Conceivably, the interstate gaming compacts would allow Nevada-based Internet poker websites to accept bets from gamblers from states with similar interactive gaming laws, considerably growing the size of the potential player pool.
Under Nevada’s interactive gaming regulations, websites in the state can accept wagers only from players gambling on computers or mobile devices within the state’s borders.
November 22, 2012
"Penalty box" provisions may have to be left to States
WASHINGTON – A bill to legalize online poker that is being written in Congress and that Nevada senators are trying to pass by the end of the year could be challenged in court and found unconstitutional, according to a legal analysis by a former top government attorney.
The bill would set up a framework to license and regulate Internet poker companies, and to nourish a U.S.-based online poker industry. But former U.S. solicitor general Paul Clement said he found flaws in segments of the bill that seek to punish overseas providers that ran games in the United States and continued to take bets from U.S. players even after Congress enacted online restrictions in 2006.
The so-called “penalty box” provisions would prohibit those companies from applying for an online poker license for five years, and from selling their trademarks or software to others seeking a license.
Clement said the bill being formed by Sens. Harry Reid, D-Nev., and Jon Kyl, R-Ariz., “raises serious due process concerns.”
September 17, 2012
Reid blames Heller for not securing Republican votes
WASHINGTON – A rift between Nevada’s senators widened Monday over a high-stakes bill that would clear the way for Nevada casinos to offer legal online poker to gamblers nationwide.
The split between Sens. Harry Reid and Dean Heller elevates the already steep odds that Congress could pass a lucrative yet controversial gaming bill in the waning days of this year’s session.
Reid, the Democratic Senate majority leader, has readied an online poker bill and has been seeking a way to get it passed, even as Senate officials acknowledge it is 15 votes or so short of the necessary majority.
Reid had set a deadline of Monday to see whether enough votes could be gathered for the bill to move in the less than three weeks remaining before Congress recesses for the November elections. It is expected to return for a lame-duck session after Election Day.
July 27, 2012
TOGA pushed for tribes to compete on interstate level at Senate hearing
WASHINGTON DC- With a nearly finished bill in hand, Sen. Harry Reid is hunting for a path to move Internet gambling legislation through the Senate.

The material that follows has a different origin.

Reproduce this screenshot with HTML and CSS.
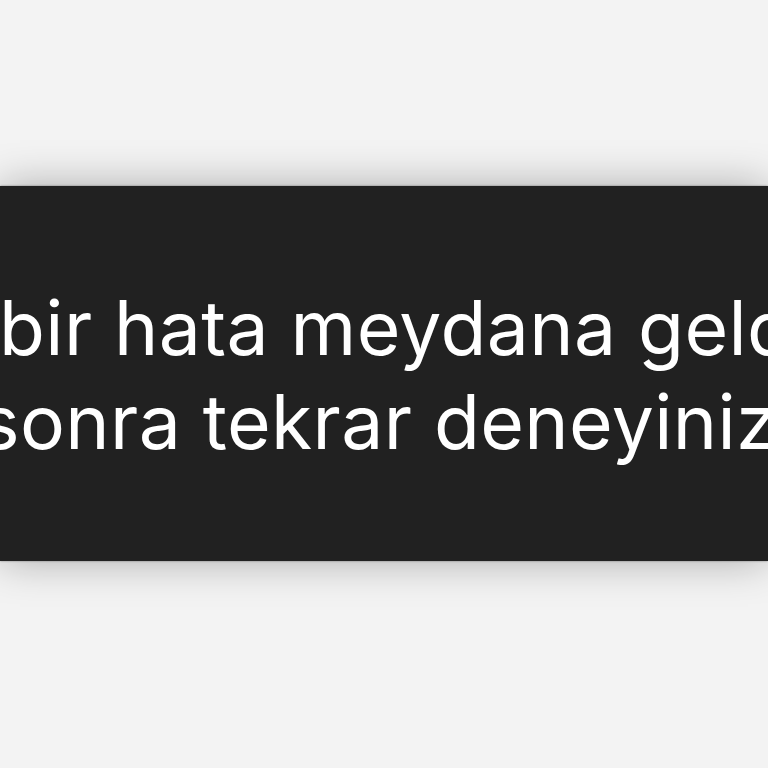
FILE: index.html
```html
<!DOCTYPE html>
<html lang="tr">
<head>
<meta charset="utf-8">
<link rel="stylesheet" href="styles.css">
</head>
<body>
<div class="page">
  <div class="toast" role="alert">
    <p class="msg">
      <span class="line line-1">bir hata meydana geldi.</span>
      <span class="line line-2">sonra tekrar deneyiniz.</span>
    </p>
  </div>
</div>
</body>
</html>
```
FILE: styles.css
```css
html, body {
  margin: 0;
  padding: 0;
  background: #f3f3f3;
  width: 768px;
  height: 768px;
  overflow: hidden;
}
.page {
  height: 768px;
  display: flex;
  flex-direction: column;
  padding-top: 186px;
  box-sizing: border-box;
}
.toast {
  height: 375px;
  background: #212121;
  box-shadow: 0 0 40px rgba(0, 0, 0, 0.3), 0 0 2px rgba(0, 0, 0, 0.4);
  display: flex;
  align-items: center;
  overflow: hidden;
}
.msg {
  margin: 0;
  padding-top: 2px;
  font-family: Inter, "Noto Sans", sans-serif;
  font-size: 75px;
  letter-spacing: 0.4px;
  line-height: 94px;
  color: #ffffff;
  white-space: nowrap;
}
.line {
  display: block;
}
.line-1 {
  margin-left: -1px;
}
.line-2 {
  margin-left: -20px;
}
```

But on Thursday, Indian tribes dealt in for a piece of the action.
The chairman of the Senate Indian Affairs Committee unveiled a draft bill that would allow Native American tribes to operate online poker games alone or with non-Indian partners.
Online gaming licenses would be issued by the Department of Commerce and not subject to taxation or to state compacts for brick and mortar casinos. Once licensed, tribes would be able to accept wagers from players anywhere in the United States. When it comes to online gambling, Congress “must enable tribes to participate fully should any legislation be considered so tribes are on equal footing with their counterparts in the commercial gaming industry,” Sen. Daniel Akaka, D-Hawaii, said.
July 23, 2012
Players have more than token voice at Senate tribal gaming hearing
Buzz all over the internet spectrum about what may or may not happen in Washington DC with a Reid-Kyl online poker bill and the Barton Bill’s now-or-never moment and Sen. Dean Heller (R-NV) rallying GOP support and everyone else coming to grips with the reality that PokerStars will not be sponsoring the next One Drop event in an effort to save the world’s water supply.
But the one FACT representative of real movement on issues important to poker players (online or otherwise) is the hearing this week in the Senate Indian Affairs Committee:
OVERSIGHT HEARING on Regulation of Tribal Gaming: From Brick & Mortar to the Internet
Thursday, July 26 2012
Senate Dirksen Building 628
Eastern Time, obv.
Pokeratizens know that figuring the Indians’ rightful place in an online poker future is an essential part of getting the legally regulated landscape all have been clamoring for since the days of Howard Lederer was the game’s Washington DC ambassador. And yet the Indians have been one group that hasn’t really been able to agree on what they want and need.
Presumably the point of this hearing is to more officially assure everyone is on the same page — or at least currently reading the same chapter. Poker players can feel good that they have a seat at this table, which we should note and remember is covering all tribal gaming, not just online poker some day at the WinStar. Former Rep. Jon Porter (R-NV) is a PPA consultant — your special interest contributions at work! — and thus well aware of various player issues, from non-payment of Full Tilt players to cheating at UB. He’s sixth (out of six) on the witness list … putting players in a good position, and possibly in the role of the poker representative making closing arguments.